* [THE PROBLEM] Locate the string "React" in the listing below. Copy every line where it is found.

'''

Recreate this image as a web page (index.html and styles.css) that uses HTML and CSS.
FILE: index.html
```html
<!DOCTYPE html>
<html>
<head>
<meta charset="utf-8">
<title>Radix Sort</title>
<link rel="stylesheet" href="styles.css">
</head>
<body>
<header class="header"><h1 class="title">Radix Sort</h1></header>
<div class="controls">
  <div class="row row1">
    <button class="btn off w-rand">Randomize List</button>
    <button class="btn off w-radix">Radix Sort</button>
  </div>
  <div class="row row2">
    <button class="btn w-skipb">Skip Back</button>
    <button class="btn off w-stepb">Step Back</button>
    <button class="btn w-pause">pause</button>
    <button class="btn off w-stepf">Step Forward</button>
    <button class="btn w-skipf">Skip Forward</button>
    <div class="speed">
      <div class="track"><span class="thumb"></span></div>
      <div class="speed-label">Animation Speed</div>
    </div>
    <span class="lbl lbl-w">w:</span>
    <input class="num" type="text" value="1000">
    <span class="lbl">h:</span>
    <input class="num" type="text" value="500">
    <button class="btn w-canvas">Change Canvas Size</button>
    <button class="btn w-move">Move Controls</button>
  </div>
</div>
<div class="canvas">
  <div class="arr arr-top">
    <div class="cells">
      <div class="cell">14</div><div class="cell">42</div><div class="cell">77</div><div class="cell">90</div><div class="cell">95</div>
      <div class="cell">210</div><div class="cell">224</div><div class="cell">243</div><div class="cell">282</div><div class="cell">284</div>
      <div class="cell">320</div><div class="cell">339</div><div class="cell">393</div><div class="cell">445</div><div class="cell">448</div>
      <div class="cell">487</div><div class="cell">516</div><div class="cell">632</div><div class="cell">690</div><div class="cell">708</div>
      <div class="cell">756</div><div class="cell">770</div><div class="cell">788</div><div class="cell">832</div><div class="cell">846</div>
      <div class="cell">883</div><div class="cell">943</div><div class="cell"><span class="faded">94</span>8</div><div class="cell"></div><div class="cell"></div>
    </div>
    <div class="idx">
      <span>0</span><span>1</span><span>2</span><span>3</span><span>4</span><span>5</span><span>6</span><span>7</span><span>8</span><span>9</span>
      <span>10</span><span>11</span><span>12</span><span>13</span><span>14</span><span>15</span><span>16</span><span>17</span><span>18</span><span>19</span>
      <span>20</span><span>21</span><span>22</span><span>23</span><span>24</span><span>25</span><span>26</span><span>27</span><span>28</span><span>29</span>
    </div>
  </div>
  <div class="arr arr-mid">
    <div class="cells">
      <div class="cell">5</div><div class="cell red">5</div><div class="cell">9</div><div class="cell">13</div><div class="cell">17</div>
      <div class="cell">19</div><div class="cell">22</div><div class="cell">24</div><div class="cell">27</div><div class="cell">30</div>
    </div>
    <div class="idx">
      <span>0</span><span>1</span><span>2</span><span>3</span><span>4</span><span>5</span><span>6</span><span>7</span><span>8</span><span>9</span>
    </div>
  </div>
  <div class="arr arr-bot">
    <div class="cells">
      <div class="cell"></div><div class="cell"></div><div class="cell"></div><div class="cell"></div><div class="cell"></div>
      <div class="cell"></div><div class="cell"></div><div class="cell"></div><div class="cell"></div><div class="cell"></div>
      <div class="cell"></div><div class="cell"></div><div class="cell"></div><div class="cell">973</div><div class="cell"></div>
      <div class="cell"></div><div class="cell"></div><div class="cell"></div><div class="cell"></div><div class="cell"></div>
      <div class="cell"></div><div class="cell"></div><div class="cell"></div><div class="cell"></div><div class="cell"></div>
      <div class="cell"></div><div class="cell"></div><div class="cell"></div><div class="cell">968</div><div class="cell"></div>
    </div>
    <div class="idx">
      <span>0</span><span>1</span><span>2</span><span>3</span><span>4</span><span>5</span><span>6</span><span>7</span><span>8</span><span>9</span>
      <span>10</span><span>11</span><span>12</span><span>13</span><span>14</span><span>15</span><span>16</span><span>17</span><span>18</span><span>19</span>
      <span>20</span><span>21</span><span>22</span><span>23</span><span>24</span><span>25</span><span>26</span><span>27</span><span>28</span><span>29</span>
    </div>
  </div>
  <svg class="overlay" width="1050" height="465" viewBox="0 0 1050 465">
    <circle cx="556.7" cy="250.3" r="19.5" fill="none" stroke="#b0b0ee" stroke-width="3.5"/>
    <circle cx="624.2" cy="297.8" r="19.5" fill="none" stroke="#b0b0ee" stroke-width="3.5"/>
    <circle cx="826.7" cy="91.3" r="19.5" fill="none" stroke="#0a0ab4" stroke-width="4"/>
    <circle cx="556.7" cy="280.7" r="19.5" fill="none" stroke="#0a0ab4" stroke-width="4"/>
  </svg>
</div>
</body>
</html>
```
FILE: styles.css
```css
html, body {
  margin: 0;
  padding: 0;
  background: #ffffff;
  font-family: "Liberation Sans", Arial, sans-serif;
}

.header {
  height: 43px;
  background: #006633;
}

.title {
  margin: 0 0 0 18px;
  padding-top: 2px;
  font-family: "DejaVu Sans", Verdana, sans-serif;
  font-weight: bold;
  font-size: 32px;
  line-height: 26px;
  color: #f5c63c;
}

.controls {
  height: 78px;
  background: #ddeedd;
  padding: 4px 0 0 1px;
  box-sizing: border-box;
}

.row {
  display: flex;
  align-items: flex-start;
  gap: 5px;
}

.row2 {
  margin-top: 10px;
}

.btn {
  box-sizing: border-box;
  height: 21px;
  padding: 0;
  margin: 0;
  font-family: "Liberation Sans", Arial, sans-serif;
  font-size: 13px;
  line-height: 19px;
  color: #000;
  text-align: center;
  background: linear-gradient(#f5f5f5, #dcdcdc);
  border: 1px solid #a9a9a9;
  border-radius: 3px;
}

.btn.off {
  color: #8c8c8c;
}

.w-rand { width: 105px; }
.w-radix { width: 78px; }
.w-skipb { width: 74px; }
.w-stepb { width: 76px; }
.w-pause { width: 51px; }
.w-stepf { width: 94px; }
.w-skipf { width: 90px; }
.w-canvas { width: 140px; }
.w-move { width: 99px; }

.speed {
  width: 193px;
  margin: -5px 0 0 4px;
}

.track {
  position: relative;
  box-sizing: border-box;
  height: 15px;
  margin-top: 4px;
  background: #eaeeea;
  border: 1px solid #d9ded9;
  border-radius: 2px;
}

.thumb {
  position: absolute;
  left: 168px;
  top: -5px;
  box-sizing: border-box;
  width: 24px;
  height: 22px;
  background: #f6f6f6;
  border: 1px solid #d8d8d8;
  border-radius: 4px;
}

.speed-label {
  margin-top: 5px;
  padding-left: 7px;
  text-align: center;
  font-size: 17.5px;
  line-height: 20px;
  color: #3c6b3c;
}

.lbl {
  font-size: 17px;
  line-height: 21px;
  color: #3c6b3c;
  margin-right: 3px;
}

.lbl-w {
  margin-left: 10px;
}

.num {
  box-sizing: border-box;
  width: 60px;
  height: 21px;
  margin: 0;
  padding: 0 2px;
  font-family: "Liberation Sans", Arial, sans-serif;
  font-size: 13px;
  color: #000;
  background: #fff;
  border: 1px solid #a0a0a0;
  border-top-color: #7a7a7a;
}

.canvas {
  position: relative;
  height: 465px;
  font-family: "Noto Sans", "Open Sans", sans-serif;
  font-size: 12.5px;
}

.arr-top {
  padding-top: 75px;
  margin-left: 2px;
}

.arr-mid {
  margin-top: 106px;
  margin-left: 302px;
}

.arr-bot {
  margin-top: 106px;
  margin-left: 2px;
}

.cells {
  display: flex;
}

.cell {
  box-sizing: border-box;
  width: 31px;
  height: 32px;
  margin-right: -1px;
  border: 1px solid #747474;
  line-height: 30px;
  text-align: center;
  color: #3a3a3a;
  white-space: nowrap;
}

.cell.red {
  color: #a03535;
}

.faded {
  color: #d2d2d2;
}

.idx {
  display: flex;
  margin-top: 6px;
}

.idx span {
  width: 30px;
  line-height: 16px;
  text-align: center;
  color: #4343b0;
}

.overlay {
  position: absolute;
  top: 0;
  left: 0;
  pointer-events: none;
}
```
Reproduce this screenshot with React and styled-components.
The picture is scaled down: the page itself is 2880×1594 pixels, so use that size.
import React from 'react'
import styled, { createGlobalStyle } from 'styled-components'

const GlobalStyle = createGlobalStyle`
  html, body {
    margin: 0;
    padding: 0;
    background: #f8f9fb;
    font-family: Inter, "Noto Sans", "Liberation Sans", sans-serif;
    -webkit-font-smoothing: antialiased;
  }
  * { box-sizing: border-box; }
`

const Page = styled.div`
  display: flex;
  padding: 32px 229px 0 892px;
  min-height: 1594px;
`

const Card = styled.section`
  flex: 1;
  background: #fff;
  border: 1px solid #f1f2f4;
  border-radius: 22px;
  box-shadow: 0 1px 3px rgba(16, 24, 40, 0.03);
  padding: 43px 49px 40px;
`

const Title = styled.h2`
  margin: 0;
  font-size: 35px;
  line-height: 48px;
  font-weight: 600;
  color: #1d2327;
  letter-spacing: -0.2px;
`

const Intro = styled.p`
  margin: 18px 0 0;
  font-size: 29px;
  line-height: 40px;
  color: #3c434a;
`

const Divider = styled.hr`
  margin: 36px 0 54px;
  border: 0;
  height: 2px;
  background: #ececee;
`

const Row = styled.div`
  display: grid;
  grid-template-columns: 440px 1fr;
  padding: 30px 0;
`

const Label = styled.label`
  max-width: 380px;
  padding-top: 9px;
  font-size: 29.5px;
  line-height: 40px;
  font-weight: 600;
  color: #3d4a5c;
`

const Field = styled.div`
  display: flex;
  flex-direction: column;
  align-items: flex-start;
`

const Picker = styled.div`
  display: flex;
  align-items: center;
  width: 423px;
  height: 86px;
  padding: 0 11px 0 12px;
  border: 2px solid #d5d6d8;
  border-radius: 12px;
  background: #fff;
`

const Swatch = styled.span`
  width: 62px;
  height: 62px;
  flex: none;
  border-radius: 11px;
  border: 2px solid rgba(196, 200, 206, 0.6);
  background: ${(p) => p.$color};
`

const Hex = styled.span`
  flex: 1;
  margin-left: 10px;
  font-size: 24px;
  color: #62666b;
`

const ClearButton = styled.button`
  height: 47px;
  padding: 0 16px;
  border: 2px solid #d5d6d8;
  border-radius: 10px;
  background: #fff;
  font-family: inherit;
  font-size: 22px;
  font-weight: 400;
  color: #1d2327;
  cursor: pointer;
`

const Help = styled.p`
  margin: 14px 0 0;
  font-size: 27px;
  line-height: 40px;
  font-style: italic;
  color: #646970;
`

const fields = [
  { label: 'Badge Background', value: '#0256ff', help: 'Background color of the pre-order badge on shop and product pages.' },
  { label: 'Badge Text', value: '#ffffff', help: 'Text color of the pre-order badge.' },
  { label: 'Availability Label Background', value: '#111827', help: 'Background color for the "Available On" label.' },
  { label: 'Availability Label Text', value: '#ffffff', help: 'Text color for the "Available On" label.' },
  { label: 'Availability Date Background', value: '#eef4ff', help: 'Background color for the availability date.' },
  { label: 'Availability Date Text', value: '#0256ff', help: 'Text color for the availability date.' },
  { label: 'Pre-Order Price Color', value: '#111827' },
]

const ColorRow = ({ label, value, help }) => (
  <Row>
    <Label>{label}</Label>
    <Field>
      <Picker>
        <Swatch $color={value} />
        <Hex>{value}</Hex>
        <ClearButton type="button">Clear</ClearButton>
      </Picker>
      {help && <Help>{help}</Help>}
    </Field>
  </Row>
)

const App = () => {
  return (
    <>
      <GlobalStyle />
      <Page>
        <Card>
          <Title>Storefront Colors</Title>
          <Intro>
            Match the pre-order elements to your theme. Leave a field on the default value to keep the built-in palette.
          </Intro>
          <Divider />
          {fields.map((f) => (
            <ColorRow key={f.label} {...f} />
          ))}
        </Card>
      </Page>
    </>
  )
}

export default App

'''

* [TASK ANSWER]
Reproduce this screenshot with React and styled-components.
import React from 'react'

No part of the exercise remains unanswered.